Cliven
Bundy, the Nevada cattle-rancher who has won notoriety through his defiance of
the federal government over allegedly illegal grazing, aroused further furor
with supposedly "racist" comments made about a week back. I haven't really decided whether Bundy or the
Bureau of Land Management is in the right in this dispute (although I do, of course, think that
the BLM used an excessive display of force when it attempted to seize his
herd), but I certainly have something to say about the second controversy. What Bundy said to ignite the firestorm was:
They (Blacks) abort their young children, they put their young men in jail because they never learned how to pick cotton.

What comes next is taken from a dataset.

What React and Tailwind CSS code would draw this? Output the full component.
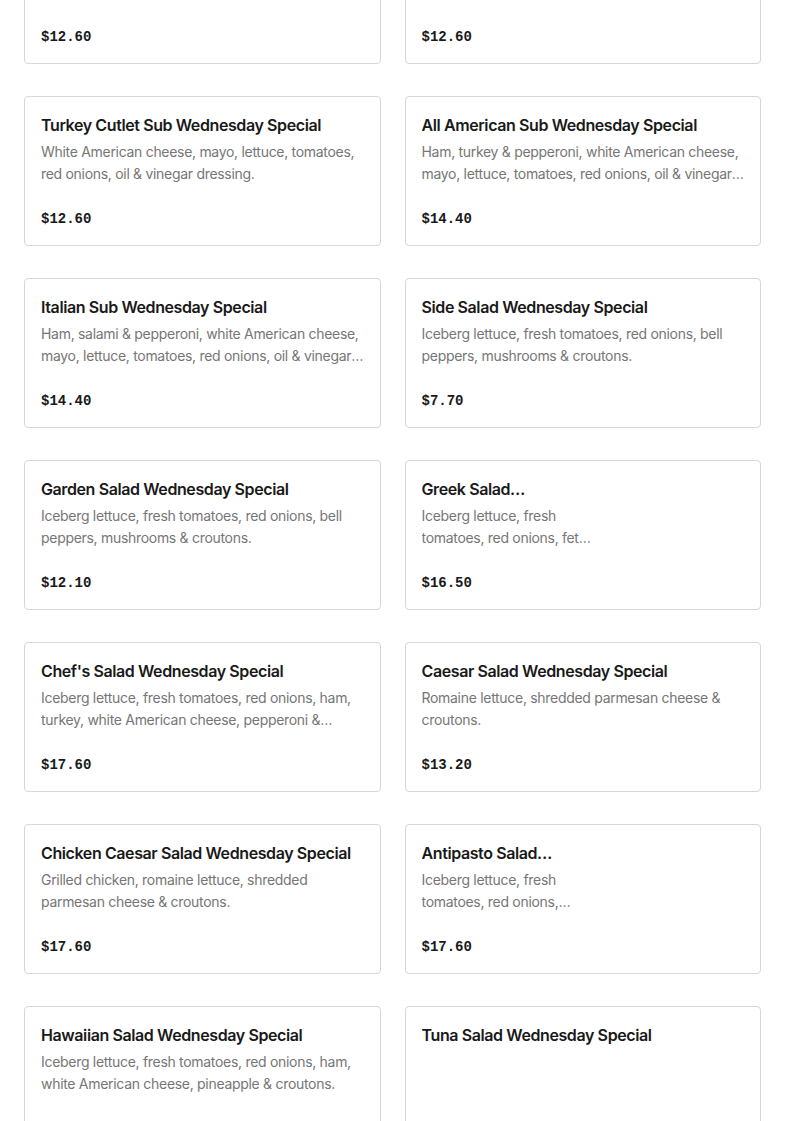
const items = [
  {
    name: 'Meatball Parm Sub Wednesday Special',
    desc: 'Homemade meatballs, marinara sauce & melted mozzarella cheese, baked golden.',
    price: '$12.60',
  },
  {
    name: 'Chicken Parm Sub Wednesday Special',
    desc: 'Breaded chicken cutlet, marinara sauce & melted mozzarella cheese, baked golden.',
    price: '$12.60',
  },
  {
    name: 'Turkey Cutlet Sub Wednesday Special',
    desc: 'White American cheese, mayo, lettuce, tomatoes, red onions, oil & vinegar dressing.',
    price: '$12.60',
  },
  {
    name: 'All American Sub Wednesday Special',
    desc: 'Ham, turkey & pepperoni, white American cheese, mayo, lettuce, tomatoes, red onions, oil & vinegar dressing.',
    price: '$14.40',
  },
  {
    name: 'Italian Sub Wednesday Special',
    desc: 'Ham, salami & pepperoni, white American cheese, mayo, lettuce, tomatoes, red onions, oil & vinegar dressing.',
    price: '$14.40',
  },
  {
    name: 'Side Salad Wednesday Special',
    desc: 'Iceberg lettuce, fresh tomatoes, red onions, bell peppers, mushrooms & croutons.',
    price: '$7.70',
  },
  {
    name: 'Garden Salad Wednesday Special',
    desc: 'Iceberg lettuce, fresh tomatoes, red onions, bell peppers, mushrooms & croutons.',
    price: '$12.10',
  },
  {
    name: 'Greek Salad Wednesday Special',
    desc: 'Iceberg lettuce, fresh tomatoes, red onions, fet…',
    price: '$16.50',
    photo: true,
  },
  {
    name: "Chef's Salad Wednesday Special",
    desc: 'Iceberg lettuce, fresh tomatoes, red onions, ham, turkey, white American cheese, pepperoni & croutons.',
    price: '$17.60',
  },
  {
    name: 'Caesar Salad Wednesday Special',
    desc: 'Romaine lettuce, shredded parmesan cheese & croutons.',
    price: '$13.20',
  },
  {
    name: 'Chicken Caesar Salad Wednesday Special',
    desc: 'Grilled chicken, romaine lettuce, shredded parmesan cheese & croutons.',
    price: '$17.60',
  },
  {
    name: 'Antipasto Salad Wednesday Special',
    desc: 'Iceberg lettuce, fresh tomatoes, red onions, provolone cheese, ham, salami & olives.',
    price: '$17.60',
    photo: true,
  },
  {
    name: 'Hawaiian Salad Wednesday Special',
    desc: 'Iceberg lettuce, fresh tomatoes, red onions, ham, white American cheese, pineapple & croutons.',
    price: '$16.50',
  },
  {
    name: 'Tuna Salad Wednesday Special',
    desc: '',
    price: '$15.40',
  },
]

function MenuCard({ item }) {
  return (
    <div className="flex h-[150px] rounded-[4px] border border-[#d6d6d6] bg-white">
      <div className={`flex min-w-0 flex-col p-4 ${item.photo ? 'w-[206px]' : 'flex-1'}`}>
        <h3 className="line-clamp-1 font-['Inter',sans-serif] text-[16px] leading-6 font-semibold tracking-[-0.4px] text-[#191919]">
          {item.name}
        </h3>
        <p className="mt-1 line-clamp-2 h-11 overflow-hidden font-['Inter',sans-serif] text-[14px] leading-[22px] tracking-[-0.3px] text-[#767676]">
          {item.desc}
        </p>
        <span className="mt-auto font-['Liberation_Mono',monospace] text-[14px] leading-5 font-bold text-[#191919]">
          {item.price}
        </span>
      </div>
    </div>
  )
}

export default function App() {
  return (
    <div className="h-[1121px] overflow-hidden bg-white">
      <div className="-mt-[86px] grid grid-cols-2 gap-x-6 gap-y-8 px-6">
        {items.map((item) => (
          <MenuCard key={item.name} item={item} />
        ))}
      </div>
    </div>
  )
}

And, I've often wondered, are they better off as slaves, picking cotton and having a family and doing things, or are they better off under government subsidy.
When
asked on the Peter Schiff Show to clarify his remarks, he said "I'm
wondering are they happier now under this government subsidy system than they
were (when) they were slaves?", and, at a press conference, he said that
he was just posing a "question" about whether Black people are better
off now than in the days of slavery.
If Bundy were
actually saying that Black people are morally inferior to Whites, or advocating the restoration of slavery, then he would deserve
censure (though still not the opprobrium directed at him); Do you honestly think that he was doing that? To me it sounds as though he merely (though artlessly) laments
the high rates of abortion, incarceration, and government assistance among US
Blacks, and questions whether they are truly any better off in these circumstances
than they were before emancipation. I've
heard similar jeremiads from well-known Black leaders, but, since Bundy is
Caucasoid, we who have developed tin ears from having lived with Political
Correctness (or, as I've dubbed it, "Totalitarianism Light") for a
quarter-century hear the words "Black" (or
"African-American") and "slaves" and temporarily discard our
ability to reason; one can see this in the fact that not only left-wing outlets
like Media Matters (which ought to change its name to "Media Matters, but
Logic Doesn't"), but even Republicans who have supported Bundy in his
standoff versus Uncle Sam, like US Senator Rant Paul—I mean, Rand Paul—have inveighed against him by calling his
statement "racist" and "offensive". Such judgmentalism (with an unhealthy dose of
paranoia likely mixed in) is itself offensive, and provides additional evidence
that Big Brother is alive and well in this country, which takes pride in considering
itself the freest in the world from thought control.